The Global Benchmark: GDPR Compliance for US Businesses
The European Union’s General Data Protection Regulation (GDPR) is arguably the world's most stringent privacy law and applies extraterritorially. If your U.S. business offers goods or services to individuals in the EU or monitors their behavior, the GDPR applies to you. Its requirements are more rigorous than most U.S. laws. It mandates a lawful basis (like consent or contractual necessity) for all processing. Consent must be freely given, specific, informed, and an unambiguous affirmative act—pre-ticked boxes do not count.
Key obligations include Data Protection Impact Assessments (DPIAs) for high-risk processing, appointing a Data Protection Officer (DPO) under certain conditions, and the principle of Privacy by Design and by Default, which requires integrating data protection into the development of business processes and systems from the outset. The most significant difference for many U.S. businesses is the breadth of individual rights, including the right to data portability and the right to object to processing based on legitimate interests. Non-compliance can result in fines of up to 4% of global annual turnover.
Sector-Specific U.S. Regulations: HIPAA, FERPA, and COPPA
Certain industries face additional, specialized regulations. The Health Insurance Portability and Accountability Act (HIPAA) governs the use and disclosure of Protected Health Information (PHI) by "covered entities" (healthcare providers, plans, clearinghouses) and their "business associates." It focuses on safeguards—administrative, physical, and technical—to ensure confidentiality, integrity, and availability of PHI. It does not grant a broad private right of action to individuals; instead, enforcement is led by the Department of Health and Human Services.
The Family Educational Rights and Privacy Act (FERPA) protects the privacy of student education records. It applies to educational agencies and institutions that receive federal funding. FERPA generally prohibits the disclosure of personally identifiable information from a student's records without written parental consent (or the consent of the eligible student). For businesses partnering with schools, understanding the limits on data sharing under FERPA is critical.
The Children’s Online Privacy Protection Act (COPPA) imposes requirements on operators of commercial websites and online services directed to children under 13. It requires verifiable parental consent before collecting personal information from a child, mandates clear privacy notices, and requires operators to maintain reasonable data security practices. For businesses, the key is determining if your service is "directed to children," which can trigger these stringent obligations.

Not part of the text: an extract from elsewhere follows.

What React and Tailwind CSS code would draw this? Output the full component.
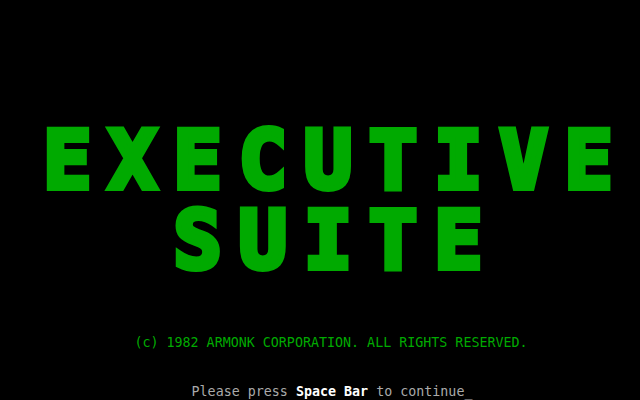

Operational Compliance: Breach Response and Proactive Assessment
Compliance is not static; it requires proactive and reactive processes. Data breach notification obligations are now ubiquitous. Laws in all 50 states, alongside sectoral rules, require businesses to notify affected individuals and often state attorneys general when a breach of unsecured personal information occurs. Notification timelines, definitions of a breach, and what triggers the obligation vary, requiring a pre-drafted incident response plan that can be activated immediately.
A proactive tool is the Privacy Impact Assessment (PIA) or Data Protection Impact Assessment (DPIA) framework. This is a systematic process for identifying and mitigating privacy risks in a new project, product, or process before it is launched. A PIA typically involves describing the data flow, assessing necessity and proportionality, identifying risks to individuals, and outlining measures to address those risks. Implementing a PIA framework is a best practice that demonstrates accountability and can prevent costly compliance failures down the line.
Common Pitfalls
- Overcollection and "Hoarding" Data: A common mistake is collecting data because "it might be useful someday," violating data minimization principles. This increases breach liability, complicates consumer rights responses, and alienates privacy-conscious customers. Correction: Conduct regular data inventories and purge information that is no longer necessary for the specified, legitimate purpose for which it was collected.
- Treating "Consent" as a One-Time Checkbox: Under laws like the GDPR and for sensitive data under state laws, valid consent is specific, informed, and an unambiguous action. A blanket consent buried in lengthy terms of service is often insufficient. Correction: Implement clear, layered consent mechanisms for processing activities that require it, and allow users to withdraw consent as easily as they gave it.
- Ignoring the "Service Provider" Contract Requirement: Laws like the CCPA and GDPR restrict how a business can share data with third-party vendors (processors). Simply sending data to a marketing analytics vendor without a contract limiting the vendor's use to your instructions is a compliance failure. Correction: Execute robust data processing agreements with every vendor that handles personal information, clearly defining their obligations.
- Underestimating the Scope of a "Sale" of Data: Under the CCPA, a "sale" includes sharing data for cross-context behavioral advertising, even if no money changes hands. A business using common advertising tools (like Meta Pixel) without offering an opt-out may be engaged in a "sale." Correction: Audit all data flows to third parties. If data is shared for advertising purposes, ensure a compliant opt-out mechanism (like the Global Privacy Control) is honored.
Summary
- Privacy law imposes affirmative duties on businesses to be transparent, limit data collection, and respect individual rights, moving beyond simple notice.
- Compliance requires a multi-layered approach: You must navigate general consumer laws (CCPA, state laws), global standards (GDPR), and sector-specific rules (HIPAA, FERPA, COPPA) simultaneously.
- Core operational compliance hinges on two processes: having a robust plan for data breach notification and employing proactive privacy impact assessments for new initiatives.
- The most common failures are operational: overcollecting data, obtaining invalid consent, lacking proper vendor contracts, and misunderstanding the broad definition of data "sales."
- Ultimately, a strong privacy program is a strategic asset that mitigates legal risk, enhances brand reputation, and aligns business practices with evolving societal expectations.